- Occupation: Medical Doctor Health Worker Project Director

= Folake Olayinka =

Folake Olayinka is a physician and global health leader. Since October 2020, she has served as the United States Agency for International Development's (USAID) Global Immunization lead/STAR Fellow. She also served as Technical and Strategy lead for the COVID19 Vaccine Access and Delivery Initiative Washington DC, United States.

Prior to joining USAID Washington, she worked with JSI Arlington VA, USA from August 2015 to October 2020 as the Project Director of MOMENTUM Routine Immunization Transformation and Equity (MRITE). She was also the Senior Immunization Advisor and Immunization Center Senior Leadership team member and Global Immunization Team Leader USAID's Flagship Maternal Child Survival Program aimed at ending preventable maternal and child deaths.

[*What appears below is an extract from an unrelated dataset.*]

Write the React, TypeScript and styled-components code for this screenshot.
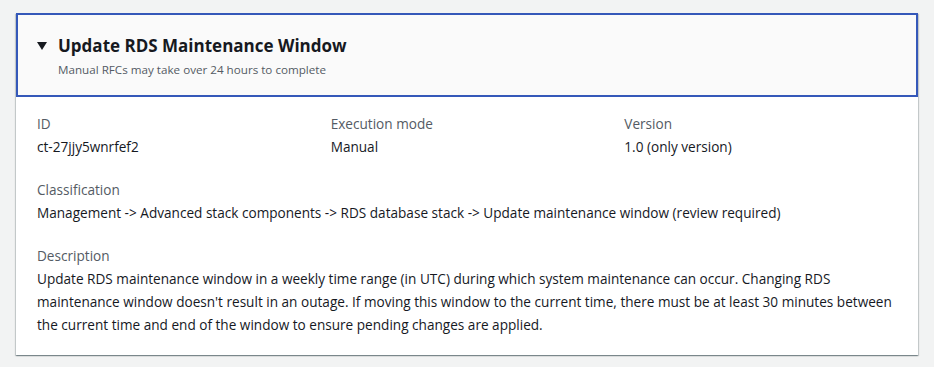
import React from 'react';
import styled, { createGlobalStyle } from 'styled-components';

const GlobalStyle = createGlobalStyle`
  body {
    margin: 0;
    background: #f2f3f3;
    font-family: "Open Sans", "Noto Sans", Arial, sans-serif;
    color: #16191f;
  }
`;

interface Field {
  label: string;
  value: string;
}

const summary: Field[] = [
  { label: 'ID', value: 'ct-27jjy5wnrfef2' },
  { label: 'Execution mode', value: 'Manual' },
  { label: 'Version', value: '1.0 (only version)' },
];

const App: React.FC = () => {
  return (
    <Page>
      <GlobalStyle />
      <Card>
        <Header>
          <TitleRow>
            <Caret viewBox="0 0 10 8" aria-hidden="true">
              <path d="M0 0 H10 L5 8 Z" fill="#16191f" />
            </Caret>
            <Title>Update RDS Maintenance Window</Title>
          </TitleRow>
          <Subtitle>Manual RFCs may take over 24 hours to complete</Subtitle>
        </Header>
        <Body>
          <Columns>
            {summary.map(f => (
              <div key={f.label}>
                <Label>{f.label}</Label>
                <Value>{f.value}</Value>
              </div>
            ))}
          </Columns>
          <div>
            <Label>Classification</Label>
            <Value>
              Management -&gt; Advanced stack components -&gt; RDS database stack -&gt; Update
              maintenance window (review required)
            </Value>
          </div>
          <div>
            <Label>Description</Label>
            <Value>
              Update RDS maintenance window in a weekly time range (in UTC) during which system
              maintenance can occur. Changing RDS maintenance window doesn't result in an outage. If
              moving this window to the current time, there must be at least 30 minutes between the
              current time and end of the window to ensure pending changes are applied.
            </Value>
          </div>
        </Body>
      </Card>
    </Page>
  );
};

const Page = styled.div`
  padding: 13px 16px 12px 16px;
  width: 902px;
`;

const Card = styled.div`
  background: #fff;
  box-shadow: 0 1px 1px 0 rgba(0, 28, 36, 0.3), 1px 1px 1px 0 rgba(0, 28, 36, 0.15),
    -1px 1px 1px 0 rgba(0, 28, 36, 0.15);
`;

const Header = styled.div`
  background: #fafafa;
  border: 2px solid #3558b9;
  padding: 20px 20px 17px 19px;
`;

const TitleRow = styled.div`
  display: flex;
  align-items: center;
  gap: 11px;
`;

const Caret = styled.svg`
  width: 10px;
  height: 8px;
`;

const Title = styled.h2`
  margin: 0;
  font-size: 17px;
  line-height: 22px;
  font-weight: 700;
  color: #16191f;
`;

const Subtitle = styled.div`
  margin-top: 5px;
  padding-left: 21px;
  font-size: 11.65px;
  line-height: 16px;
  color: #545b64;
`;

const Body = styled.div`
  padding: 16px 20px 19px 21px;
  display: flex;
  flex-direction: column;
  gap: 21px;
`;

const Columns = styled.div`
  display: grid;
  grid-template-columns: repeat(3, 1fr);
  column-gap: 20px;
`;

const Label = styled.div`
  font-size: 13.6px;
  line-height: 22px;
  color: #545b64;
`;

const Value = styled.div`
  font-size: 13.6px;
  line-height: 23px;
  color: #16191f;
`;

export default App;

She has been the Program Director of Support to National Malaria Program,(SuNMAP) a UKAID funded project supporting Nigeria's National Malaria Control Program and to provide comprehensive malaria control technical assistance, led by Malaria Consortium.

She is a member of WHO's Strategic Advisory Group of Experts (SAGE) and also serves on the SAGE working Group on COVID-19 vaccines. From 2010 to 2014, she was a member of WHO Immunization Practice Advisory Committee (IPAC). She serves on the WHO African Regional Immunization Technical Advisory Group (RITAG) and is a scientific advisor for the African Leadership Initiative for Vaccinology Expertise, University of the Witwatersrand, South Africa.

Some of her works are in routine immunization, polio eradication, maternal and child health (MCH), HIV and malaria programs.

She is an ASPEN New Voice Fellow and Fellow of the WomenLift Health Leadership program Stanford University USA.